Written instruction: Determine how many lines in the data below contain "screenshot" and write only that number.
━━━ Data for processing ━━━
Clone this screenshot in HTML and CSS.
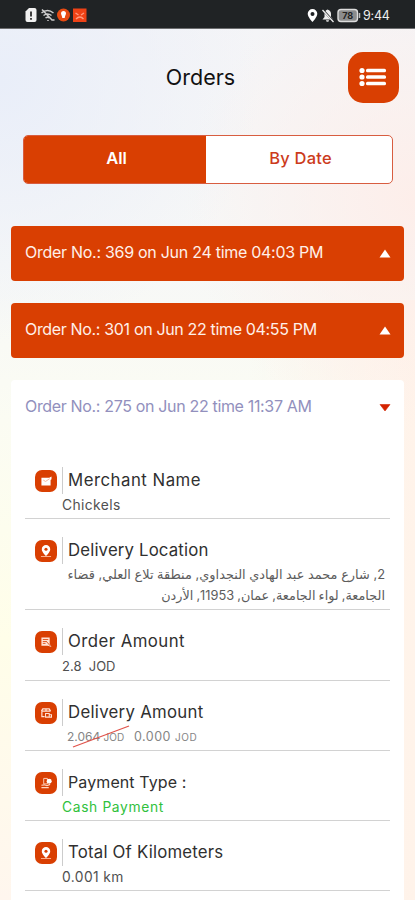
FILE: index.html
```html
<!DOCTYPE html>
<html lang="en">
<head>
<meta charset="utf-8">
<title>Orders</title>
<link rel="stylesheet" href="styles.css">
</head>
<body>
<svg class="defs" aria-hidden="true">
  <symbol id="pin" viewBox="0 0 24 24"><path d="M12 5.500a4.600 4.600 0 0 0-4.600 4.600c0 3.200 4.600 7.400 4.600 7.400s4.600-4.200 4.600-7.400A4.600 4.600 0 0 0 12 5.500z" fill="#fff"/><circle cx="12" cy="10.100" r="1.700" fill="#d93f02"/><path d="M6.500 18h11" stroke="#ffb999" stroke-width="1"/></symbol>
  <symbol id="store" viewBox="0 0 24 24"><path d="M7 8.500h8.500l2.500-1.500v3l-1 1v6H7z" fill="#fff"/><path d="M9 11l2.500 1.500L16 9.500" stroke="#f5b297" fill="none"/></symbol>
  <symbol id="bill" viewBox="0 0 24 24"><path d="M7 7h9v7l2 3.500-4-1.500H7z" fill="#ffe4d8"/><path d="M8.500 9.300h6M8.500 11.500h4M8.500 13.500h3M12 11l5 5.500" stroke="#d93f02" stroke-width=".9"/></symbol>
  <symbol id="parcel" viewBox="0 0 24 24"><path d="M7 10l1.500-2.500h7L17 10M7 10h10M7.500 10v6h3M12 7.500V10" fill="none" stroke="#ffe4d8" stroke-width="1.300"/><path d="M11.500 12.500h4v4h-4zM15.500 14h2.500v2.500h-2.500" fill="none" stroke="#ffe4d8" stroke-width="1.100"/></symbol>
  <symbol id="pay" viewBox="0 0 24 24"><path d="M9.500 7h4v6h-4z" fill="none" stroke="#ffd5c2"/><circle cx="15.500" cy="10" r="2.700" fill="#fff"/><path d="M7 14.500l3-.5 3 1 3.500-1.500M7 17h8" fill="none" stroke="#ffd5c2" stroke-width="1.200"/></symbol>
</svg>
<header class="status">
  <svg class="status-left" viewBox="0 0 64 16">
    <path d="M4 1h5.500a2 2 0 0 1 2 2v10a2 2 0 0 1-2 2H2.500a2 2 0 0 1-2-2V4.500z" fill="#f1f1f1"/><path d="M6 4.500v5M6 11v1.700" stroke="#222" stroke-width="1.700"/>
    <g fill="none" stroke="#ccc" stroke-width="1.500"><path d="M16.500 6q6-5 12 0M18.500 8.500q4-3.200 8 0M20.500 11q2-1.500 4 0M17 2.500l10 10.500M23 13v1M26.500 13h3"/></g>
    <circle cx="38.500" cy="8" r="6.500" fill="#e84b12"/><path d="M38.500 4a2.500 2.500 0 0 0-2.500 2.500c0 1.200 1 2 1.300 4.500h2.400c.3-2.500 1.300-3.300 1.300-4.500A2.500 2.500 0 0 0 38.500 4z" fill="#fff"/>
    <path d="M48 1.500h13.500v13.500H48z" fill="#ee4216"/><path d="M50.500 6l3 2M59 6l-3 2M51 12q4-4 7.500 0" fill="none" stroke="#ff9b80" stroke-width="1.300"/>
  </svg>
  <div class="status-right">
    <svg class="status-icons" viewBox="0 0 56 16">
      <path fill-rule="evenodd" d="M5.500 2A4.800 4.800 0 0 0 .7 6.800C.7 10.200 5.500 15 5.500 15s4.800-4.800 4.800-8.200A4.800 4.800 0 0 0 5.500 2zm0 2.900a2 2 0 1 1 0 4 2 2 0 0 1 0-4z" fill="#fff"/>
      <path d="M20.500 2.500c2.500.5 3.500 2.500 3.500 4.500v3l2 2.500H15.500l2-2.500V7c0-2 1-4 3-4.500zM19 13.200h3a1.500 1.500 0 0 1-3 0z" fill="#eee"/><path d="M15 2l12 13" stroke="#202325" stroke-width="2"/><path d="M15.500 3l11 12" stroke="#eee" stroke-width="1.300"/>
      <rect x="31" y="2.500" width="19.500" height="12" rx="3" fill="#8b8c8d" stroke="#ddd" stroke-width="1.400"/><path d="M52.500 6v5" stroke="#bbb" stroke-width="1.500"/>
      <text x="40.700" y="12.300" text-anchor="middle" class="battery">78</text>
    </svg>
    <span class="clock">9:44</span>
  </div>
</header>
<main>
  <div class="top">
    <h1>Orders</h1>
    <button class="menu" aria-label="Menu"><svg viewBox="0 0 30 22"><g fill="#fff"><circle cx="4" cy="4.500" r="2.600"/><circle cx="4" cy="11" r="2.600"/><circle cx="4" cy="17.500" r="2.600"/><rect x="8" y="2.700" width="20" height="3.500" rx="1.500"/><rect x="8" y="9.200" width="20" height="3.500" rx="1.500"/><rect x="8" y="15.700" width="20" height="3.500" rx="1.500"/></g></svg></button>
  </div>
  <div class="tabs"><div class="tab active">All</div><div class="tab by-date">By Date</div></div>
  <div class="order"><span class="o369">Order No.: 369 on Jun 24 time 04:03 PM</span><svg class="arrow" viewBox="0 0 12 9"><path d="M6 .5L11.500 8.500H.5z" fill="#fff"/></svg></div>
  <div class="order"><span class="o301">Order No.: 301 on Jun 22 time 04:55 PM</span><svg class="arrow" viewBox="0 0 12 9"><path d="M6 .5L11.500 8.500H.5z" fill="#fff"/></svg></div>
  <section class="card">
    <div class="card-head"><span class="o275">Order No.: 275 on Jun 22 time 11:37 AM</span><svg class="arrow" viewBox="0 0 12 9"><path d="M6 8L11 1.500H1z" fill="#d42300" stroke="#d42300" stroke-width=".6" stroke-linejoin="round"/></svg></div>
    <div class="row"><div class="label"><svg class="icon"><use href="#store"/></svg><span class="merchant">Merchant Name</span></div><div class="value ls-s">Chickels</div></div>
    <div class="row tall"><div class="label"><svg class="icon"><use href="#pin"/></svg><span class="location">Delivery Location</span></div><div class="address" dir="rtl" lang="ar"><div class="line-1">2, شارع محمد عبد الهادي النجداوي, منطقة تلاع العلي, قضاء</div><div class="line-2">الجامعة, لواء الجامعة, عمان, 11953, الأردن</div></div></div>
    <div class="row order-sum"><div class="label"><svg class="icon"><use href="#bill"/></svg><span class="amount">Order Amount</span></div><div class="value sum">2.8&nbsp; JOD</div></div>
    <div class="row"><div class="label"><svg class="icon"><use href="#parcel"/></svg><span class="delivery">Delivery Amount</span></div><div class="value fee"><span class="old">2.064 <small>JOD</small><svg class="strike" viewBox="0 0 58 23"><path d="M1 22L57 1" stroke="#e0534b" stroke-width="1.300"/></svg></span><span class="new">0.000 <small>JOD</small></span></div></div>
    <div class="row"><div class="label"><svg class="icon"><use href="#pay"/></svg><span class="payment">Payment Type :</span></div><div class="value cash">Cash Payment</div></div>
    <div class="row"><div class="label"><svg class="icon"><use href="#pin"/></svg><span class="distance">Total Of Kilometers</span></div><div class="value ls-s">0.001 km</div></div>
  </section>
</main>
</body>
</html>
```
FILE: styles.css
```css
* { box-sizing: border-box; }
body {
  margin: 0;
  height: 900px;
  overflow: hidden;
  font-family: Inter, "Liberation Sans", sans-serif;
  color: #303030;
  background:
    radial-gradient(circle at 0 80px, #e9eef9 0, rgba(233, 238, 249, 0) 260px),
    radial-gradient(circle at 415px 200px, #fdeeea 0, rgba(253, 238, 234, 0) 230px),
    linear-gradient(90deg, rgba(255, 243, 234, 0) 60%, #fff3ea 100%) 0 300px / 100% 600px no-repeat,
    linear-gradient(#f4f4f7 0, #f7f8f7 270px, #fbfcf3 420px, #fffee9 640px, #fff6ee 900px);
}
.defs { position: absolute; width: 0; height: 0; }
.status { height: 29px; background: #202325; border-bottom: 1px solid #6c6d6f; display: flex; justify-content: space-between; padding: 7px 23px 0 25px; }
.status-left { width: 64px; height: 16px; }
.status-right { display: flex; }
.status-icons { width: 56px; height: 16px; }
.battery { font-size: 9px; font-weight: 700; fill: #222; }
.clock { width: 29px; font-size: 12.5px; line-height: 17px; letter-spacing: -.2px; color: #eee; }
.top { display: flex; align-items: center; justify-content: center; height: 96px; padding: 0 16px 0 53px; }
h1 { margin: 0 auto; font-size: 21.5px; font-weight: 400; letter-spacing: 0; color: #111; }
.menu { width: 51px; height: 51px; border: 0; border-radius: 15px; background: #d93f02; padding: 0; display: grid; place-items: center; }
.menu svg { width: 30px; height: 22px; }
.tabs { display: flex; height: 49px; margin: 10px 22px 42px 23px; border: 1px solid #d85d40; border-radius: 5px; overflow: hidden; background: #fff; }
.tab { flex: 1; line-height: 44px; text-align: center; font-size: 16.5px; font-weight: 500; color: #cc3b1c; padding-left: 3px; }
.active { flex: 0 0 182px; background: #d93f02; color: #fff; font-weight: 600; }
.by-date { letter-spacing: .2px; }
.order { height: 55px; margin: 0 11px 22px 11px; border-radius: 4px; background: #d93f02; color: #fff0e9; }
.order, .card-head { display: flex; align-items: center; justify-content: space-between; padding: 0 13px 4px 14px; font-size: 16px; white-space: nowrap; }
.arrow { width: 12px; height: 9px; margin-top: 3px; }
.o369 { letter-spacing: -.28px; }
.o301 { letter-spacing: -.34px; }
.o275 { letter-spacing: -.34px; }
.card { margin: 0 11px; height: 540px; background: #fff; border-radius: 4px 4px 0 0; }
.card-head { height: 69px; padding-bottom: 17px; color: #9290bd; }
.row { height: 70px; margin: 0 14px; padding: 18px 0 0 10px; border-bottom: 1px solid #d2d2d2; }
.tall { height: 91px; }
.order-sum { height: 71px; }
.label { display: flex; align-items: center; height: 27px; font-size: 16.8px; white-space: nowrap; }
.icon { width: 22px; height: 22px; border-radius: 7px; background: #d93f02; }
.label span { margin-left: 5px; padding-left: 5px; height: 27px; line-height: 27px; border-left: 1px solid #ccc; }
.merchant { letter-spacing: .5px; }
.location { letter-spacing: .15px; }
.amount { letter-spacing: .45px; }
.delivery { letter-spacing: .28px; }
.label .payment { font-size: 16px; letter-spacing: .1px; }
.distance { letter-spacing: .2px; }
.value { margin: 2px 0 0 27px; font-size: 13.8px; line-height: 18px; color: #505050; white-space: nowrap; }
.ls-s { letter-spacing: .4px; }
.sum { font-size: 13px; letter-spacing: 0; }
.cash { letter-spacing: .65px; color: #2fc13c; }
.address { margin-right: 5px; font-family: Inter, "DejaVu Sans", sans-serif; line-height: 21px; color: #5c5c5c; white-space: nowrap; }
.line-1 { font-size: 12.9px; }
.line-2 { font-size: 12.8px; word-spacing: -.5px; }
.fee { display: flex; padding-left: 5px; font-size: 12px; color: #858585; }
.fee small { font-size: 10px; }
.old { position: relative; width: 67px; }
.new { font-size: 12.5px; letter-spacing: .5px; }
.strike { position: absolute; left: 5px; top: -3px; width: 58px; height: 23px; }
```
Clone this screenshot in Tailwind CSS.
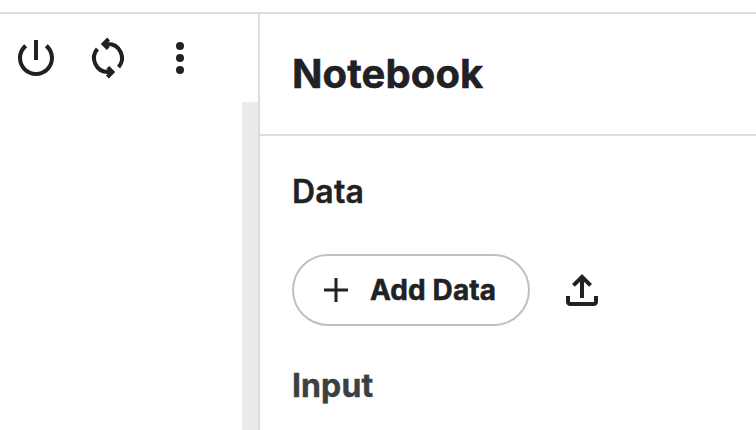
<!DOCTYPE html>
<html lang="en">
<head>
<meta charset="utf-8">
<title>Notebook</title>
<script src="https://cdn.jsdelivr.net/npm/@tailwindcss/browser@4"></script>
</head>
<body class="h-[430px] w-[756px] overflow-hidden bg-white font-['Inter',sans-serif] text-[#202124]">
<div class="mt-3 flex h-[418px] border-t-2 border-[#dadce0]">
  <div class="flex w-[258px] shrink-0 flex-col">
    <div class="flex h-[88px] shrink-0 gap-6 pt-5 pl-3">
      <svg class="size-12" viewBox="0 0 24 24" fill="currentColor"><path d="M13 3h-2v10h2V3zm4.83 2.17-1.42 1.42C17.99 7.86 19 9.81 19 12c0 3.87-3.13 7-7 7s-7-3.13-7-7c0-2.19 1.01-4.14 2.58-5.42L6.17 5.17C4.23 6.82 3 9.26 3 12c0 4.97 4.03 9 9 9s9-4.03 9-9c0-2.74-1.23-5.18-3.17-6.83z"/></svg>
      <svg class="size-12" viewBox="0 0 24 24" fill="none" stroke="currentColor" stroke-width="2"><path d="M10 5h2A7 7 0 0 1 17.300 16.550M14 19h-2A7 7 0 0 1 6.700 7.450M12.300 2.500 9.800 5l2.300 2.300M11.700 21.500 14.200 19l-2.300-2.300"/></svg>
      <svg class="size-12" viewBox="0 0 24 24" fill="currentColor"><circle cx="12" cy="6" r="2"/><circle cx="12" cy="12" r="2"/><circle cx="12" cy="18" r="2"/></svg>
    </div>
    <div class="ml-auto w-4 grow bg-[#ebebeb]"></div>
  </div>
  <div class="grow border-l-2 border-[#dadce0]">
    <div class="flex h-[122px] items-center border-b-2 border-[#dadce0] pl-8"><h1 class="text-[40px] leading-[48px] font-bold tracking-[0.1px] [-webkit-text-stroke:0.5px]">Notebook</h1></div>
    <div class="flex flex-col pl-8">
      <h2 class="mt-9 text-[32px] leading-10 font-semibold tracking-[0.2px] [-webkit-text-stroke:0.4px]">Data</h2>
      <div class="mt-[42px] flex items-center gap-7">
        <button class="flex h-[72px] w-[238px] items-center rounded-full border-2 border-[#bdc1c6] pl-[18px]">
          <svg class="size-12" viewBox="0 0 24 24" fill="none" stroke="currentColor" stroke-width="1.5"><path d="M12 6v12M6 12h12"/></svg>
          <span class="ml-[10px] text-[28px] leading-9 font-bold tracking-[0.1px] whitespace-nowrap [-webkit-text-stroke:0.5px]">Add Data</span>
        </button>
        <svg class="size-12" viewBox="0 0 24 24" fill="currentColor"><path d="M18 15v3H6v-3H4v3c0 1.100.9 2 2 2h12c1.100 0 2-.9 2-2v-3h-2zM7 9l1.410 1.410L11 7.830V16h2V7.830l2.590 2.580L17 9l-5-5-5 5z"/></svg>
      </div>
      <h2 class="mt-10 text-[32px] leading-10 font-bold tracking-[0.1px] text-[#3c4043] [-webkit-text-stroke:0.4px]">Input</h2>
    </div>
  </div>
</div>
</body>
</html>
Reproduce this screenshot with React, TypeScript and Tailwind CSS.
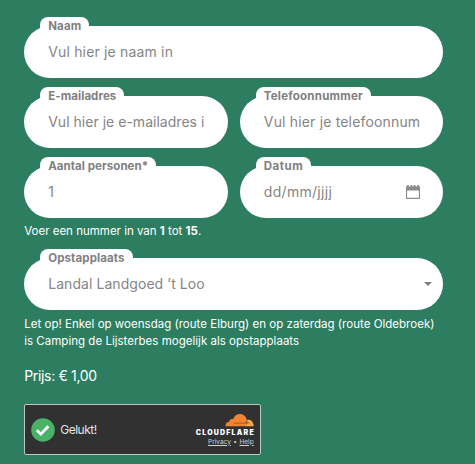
━━━
Task output: 3